DATA SUPPLIED:
━━━━━━━━━━
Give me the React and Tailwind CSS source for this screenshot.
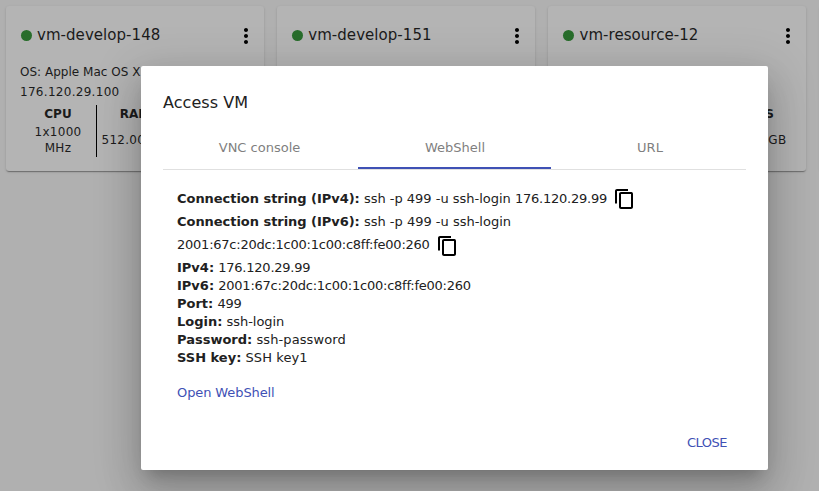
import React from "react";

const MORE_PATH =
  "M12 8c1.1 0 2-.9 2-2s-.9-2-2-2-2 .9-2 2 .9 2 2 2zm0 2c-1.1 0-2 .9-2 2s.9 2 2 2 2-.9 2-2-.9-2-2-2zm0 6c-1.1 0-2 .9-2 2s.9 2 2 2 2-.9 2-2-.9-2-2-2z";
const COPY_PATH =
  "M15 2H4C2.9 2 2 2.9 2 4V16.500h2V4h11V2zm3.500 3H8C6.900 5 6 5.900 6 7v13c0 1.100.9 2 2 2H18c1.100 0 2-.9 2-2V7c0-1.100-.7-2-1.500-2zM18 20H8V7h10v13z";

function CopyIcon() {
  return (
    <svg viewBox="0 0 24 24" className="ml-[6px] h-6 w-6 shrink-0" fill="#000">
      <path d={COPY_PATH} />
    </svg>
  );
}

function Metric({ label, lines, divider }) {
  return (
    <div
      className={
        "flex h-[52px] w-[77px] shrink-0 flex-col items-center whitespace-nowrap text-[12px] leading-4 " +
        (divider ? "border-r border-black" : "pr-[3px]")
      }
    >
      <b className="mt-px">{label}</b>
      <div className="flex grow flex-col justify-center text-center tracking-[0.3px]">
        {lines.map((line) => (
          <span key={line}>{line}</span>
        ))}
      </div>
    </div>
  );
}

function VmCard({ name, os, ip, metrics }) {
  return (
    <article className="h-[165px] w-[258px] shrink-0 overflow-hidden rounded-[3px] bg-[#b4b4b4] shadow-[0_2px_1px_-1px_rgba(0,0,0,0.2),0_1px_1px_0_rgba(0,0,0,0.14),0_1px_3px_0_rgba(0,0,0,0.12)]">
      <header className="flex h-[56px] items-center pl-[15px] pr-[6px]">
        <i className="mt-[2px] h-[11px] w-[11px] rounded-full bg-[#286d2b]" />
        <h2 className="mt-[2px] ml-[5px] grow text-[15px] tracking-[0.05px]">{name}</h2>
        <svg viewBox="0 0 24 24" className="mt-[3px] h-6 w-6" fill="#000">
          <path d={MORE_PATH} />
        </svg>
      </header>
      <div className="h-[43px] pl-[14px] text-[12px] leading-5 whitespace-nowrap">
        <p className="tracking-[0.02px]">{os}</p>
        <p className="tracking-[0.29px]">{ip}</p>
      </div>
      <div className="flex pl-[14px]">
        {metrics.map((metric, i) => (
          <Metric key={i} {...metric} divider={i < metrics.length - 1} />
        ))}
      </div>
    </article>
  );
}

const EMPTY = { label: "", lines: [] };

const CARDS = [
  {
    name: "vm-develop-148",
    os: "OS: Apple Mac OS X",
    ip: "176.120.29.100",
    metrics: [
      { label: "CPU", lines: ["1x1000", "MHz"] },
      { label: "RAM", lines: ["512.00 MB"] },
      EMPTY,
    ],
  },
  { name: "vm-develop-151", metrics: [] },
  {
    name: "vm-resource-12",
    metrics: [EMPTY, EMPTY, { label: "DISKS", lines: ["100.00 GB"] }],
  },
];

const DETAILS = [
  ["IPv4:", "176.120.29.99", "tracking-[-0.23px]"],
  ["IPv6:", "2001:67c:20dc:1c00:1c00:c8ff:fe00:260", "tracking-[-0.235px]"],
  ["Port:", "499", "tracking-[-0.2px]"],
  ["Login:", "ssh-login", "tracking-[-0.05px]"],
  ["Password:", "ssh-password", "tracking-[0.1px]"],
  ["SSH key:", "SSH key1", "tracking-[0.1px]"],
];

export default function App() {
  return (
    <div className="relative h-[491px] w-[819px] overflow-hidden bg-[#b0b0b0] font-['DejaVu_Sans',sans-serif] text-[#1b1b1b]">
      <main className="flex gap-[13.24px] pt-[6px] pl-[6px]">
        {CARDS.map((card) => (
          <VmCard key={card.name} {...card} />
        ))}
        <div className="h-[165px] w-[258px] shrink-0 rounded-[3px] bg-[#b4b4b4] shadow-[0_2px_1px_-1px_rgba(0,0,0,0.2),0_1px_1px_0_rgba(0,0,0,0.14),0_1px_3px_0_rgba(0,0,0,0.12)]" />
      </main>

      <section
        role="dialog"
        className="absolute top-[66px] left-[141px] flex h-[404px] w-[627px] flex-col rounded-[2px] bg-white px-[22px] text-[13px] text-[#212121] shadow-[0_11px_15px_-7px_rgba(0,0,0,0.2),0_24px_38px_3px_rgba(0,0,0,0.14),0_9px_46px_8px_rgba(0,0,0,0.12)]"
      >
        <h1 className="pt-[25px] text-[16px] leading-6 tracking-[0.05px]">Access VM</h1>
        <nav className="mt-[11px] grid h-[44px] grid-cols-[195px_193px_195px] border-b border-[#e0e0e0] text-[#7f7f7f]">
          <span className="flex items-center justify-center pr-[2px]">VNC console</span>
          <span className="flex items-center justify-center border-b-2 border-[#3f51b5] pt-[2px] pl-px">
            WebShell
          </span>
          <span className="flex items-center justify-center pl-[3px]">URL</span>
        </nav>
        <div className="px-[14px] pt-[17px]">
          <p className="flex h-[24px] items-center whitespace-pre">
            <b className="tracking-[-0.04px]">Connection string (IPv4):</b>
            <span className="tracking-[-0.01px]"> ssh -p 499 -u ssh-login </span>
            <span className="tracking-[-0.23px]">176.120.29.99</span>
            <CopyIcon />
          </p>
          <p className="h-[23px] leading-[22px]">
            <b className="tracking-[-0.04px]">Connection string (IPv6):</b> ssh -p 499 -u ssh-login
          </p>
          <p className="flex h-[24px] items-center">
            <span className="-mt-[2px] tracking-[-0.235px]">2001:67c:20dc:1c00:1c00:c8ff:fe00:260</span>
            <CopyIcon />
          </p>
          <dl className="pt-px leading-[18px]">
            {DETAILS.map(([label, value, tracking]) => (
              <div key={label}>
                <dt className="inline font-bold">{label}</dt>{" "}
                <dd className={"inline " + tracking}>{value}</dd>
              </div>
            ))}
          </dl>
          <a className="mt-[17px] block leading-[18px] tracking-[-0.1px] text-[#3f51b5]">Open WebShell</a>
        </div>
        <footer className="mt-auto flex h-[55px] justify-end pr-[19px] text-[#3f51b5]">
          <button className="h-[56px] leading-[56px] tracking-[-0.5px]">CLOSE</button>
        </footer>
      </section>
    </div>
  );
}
━━━━━━━━━━
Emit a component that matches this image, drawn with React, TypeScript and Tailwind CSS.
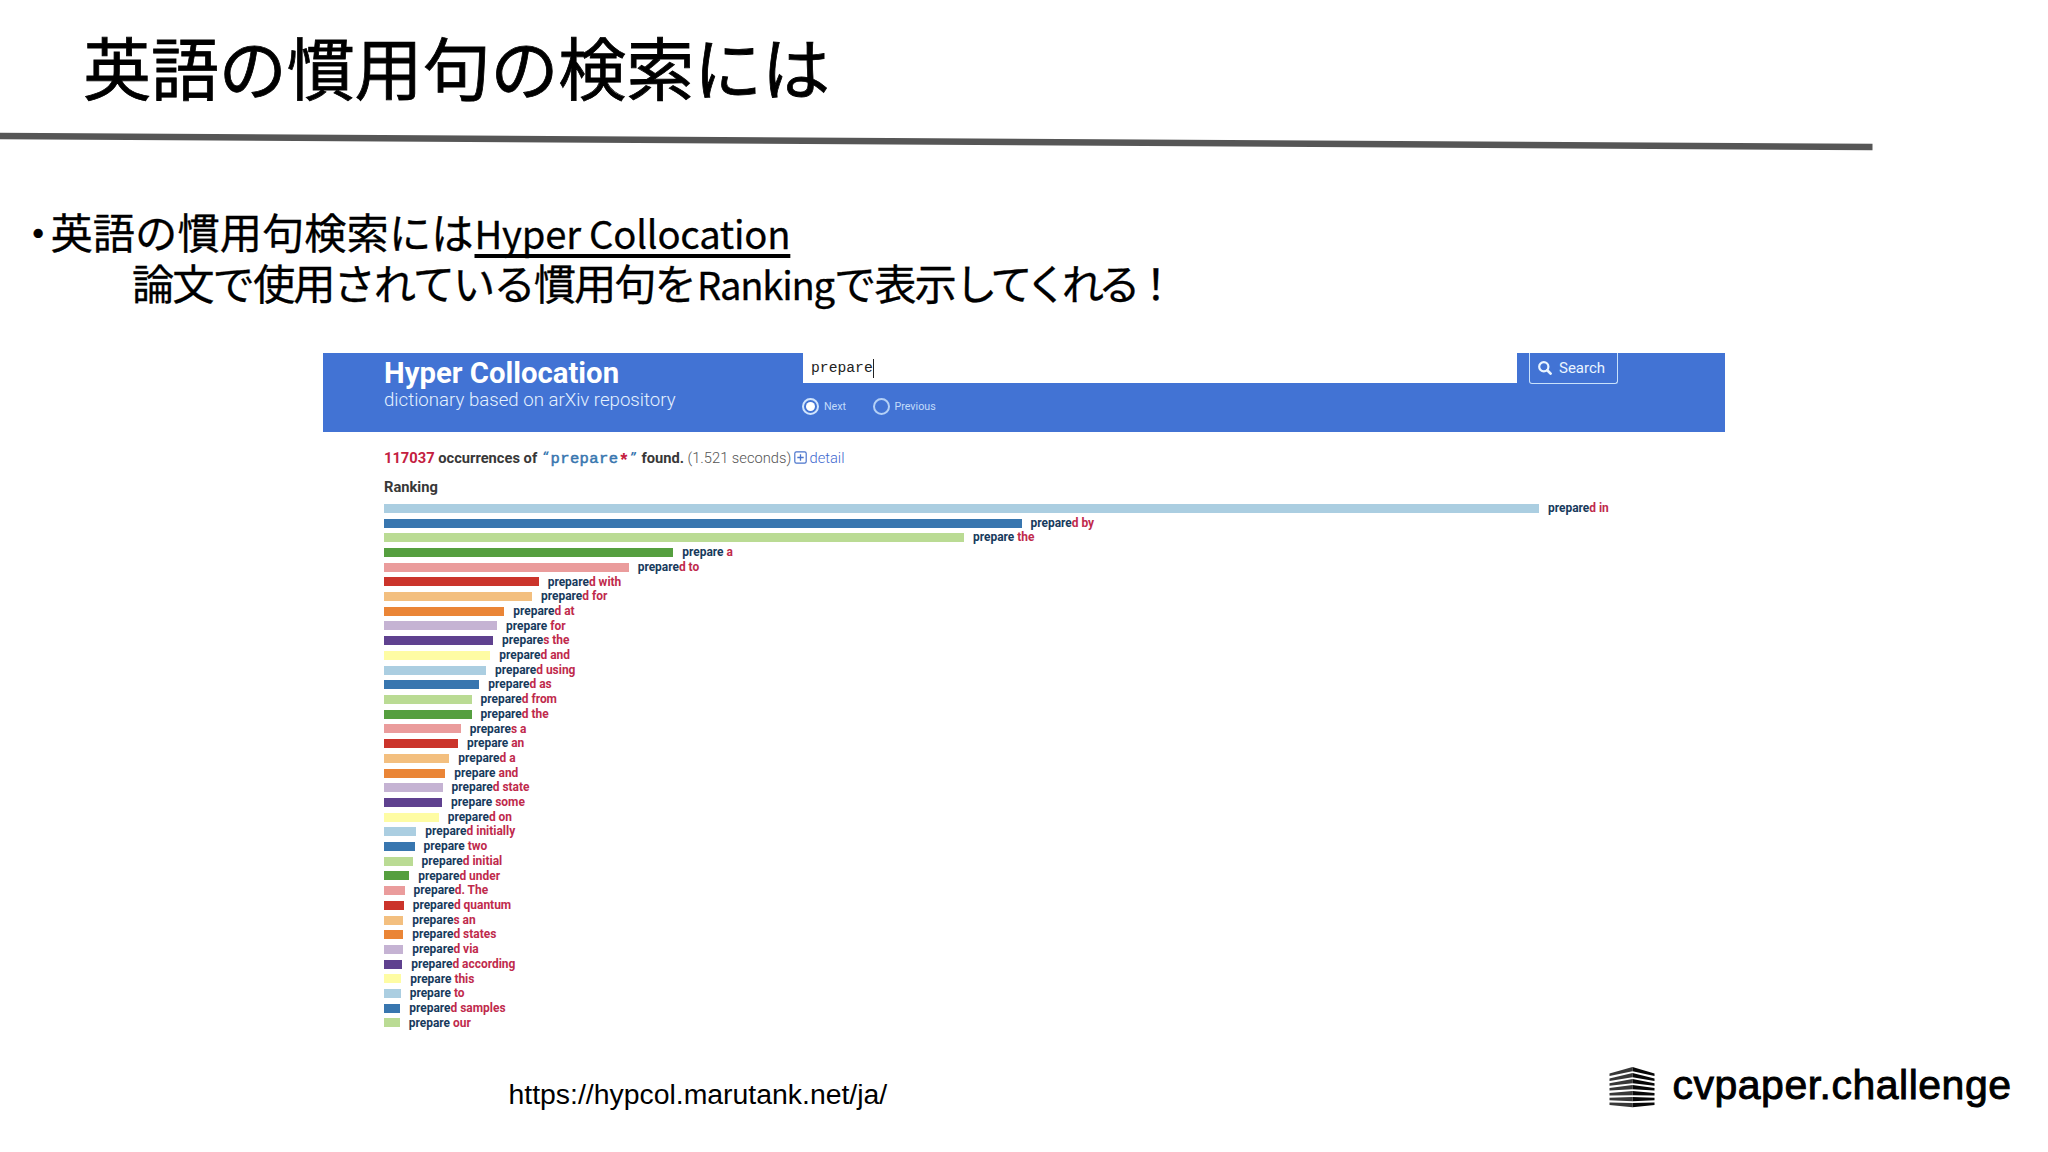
━━━━━━━━━━
Copy out, exactly, every line from the one that contains "Give me the" through the one that contains "import React from". Pictures stay out of the copy.

Give me the React and Tailwind CSS source for this screenshot.
import React from "react";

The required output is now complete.